EXPLANATORY NOTE
This Amendment No. 3 is being filed as the final amendment (the “Final Amendment”) to the Transaction Statement on Schedule 13E-3 initially filed with the Securities and Exchange Commission (the “SEC”) on March 6, 2015 by Pulse Electronics Corporation, a Pennsylvania corporation (“Pulse” or the “Company”), OCM PE Holdings, L.P., a Delaware limited partnership (“Parent”), and OCM PE Merger Sub, Inc. a Pennsylvania corporation and wholly-owned subsidiary of Parent (“Merger Sub”), as amended by Amendment No. 1 filed with the SEC on April 3, 2015 and Amendment No. 2 filed with the SEC on April 6, 2015 (the “Statement”). This Final Amendment is being filed pursuant to Rule 13e-3(d)(3) to report the results of the transaction that is the subject of the Statement. The information in the Statement is incorporated in this Final Amendment by reference to all of the applicable items of the Statement, except that such information is hereby amended and supplemented to the extent specifically provided in this Final Amendment. Capitalized terms used herein and not defined shall have the meaning ascribed to such terms in the Statement.

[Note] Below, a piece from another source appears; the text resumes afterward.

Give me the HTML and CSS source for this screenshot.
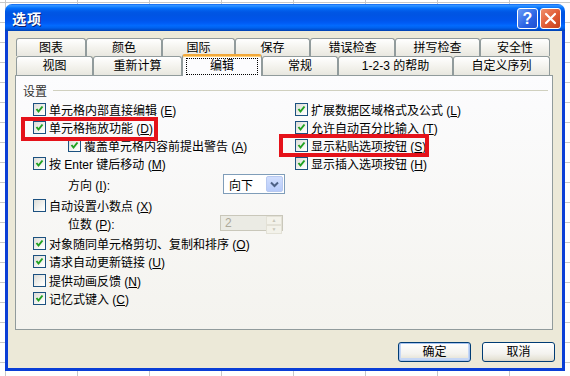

This Final Amendment and the Statement relate to a going private transaction (the “Transaction”) effected in accordance with the provisions of an Investment Agreement and Agreement and Plan of Merger, dated February 28, 2015, by and among Pulse, Parent and Merger Sub (the “Merger Agreement”), which provides for the following transactions: (a) the extension of a loan (the “Loan”) by Parent to Pulse in the amount of $8.5 million in exchange for the issuance by Pulse of a Promissory Note; (b) the contribution by Parent of $17.0 million in cash less the principal amount of the Loan to Pulse, and the conversion of the Loan, in exchange for 11,355,370 shares of common stock, par value $0.125 per share of Pulse (the “Common Stock”), determined by dividing the aggregate investment amount of $17.0 million (together with accrued interest, dividends or other amounts accrued thereon) by $1.50, with the result that Parent and affiliates of investment funds managed by Oaktree Capital Management, L.P. own in excess of 80% of the outstanding shares of Common Stock (collectively, the “Investment”); and (c) following the consummation of the Investment, the short-form merger of Merger Sub with and into Pulse (the “Merger”) with Pulse continuing as the surviving corporation in accordance with Section 1924(b)(1)(ii) and Section 1924(b)(3) of the Pennsylvania Business Corporation Law of 1988, as amended (“PBCL”).
As previously reported, the Loan was consummated on March 30, 2015. The Investment closed on April 13, 2015 and, following the closing of the Investment, the Merger became effective on April 13, 2015. Pulse is the surviving corporation in the Merger, and, as a result of the Merger, the separate existence of Merger Sub ceased and Pulse is now a wholly-owned subsidiary of Parent.
Pursuant to the terms of the Merger and the Merger Agreement, each share of Common Stock that was issued and outstanding immediately prior to the effective time of the Merger (other than shares held by Parent, Merger Sub or their affiliates now represents only the right to receive cash in the amount of $1.50 per share, without interest, or, for shares as to which the holder has properly asserted statutory dissenters rights under the PBCL, only the rights as are granted by Subchapter D of Chapter 15 of the PBCL.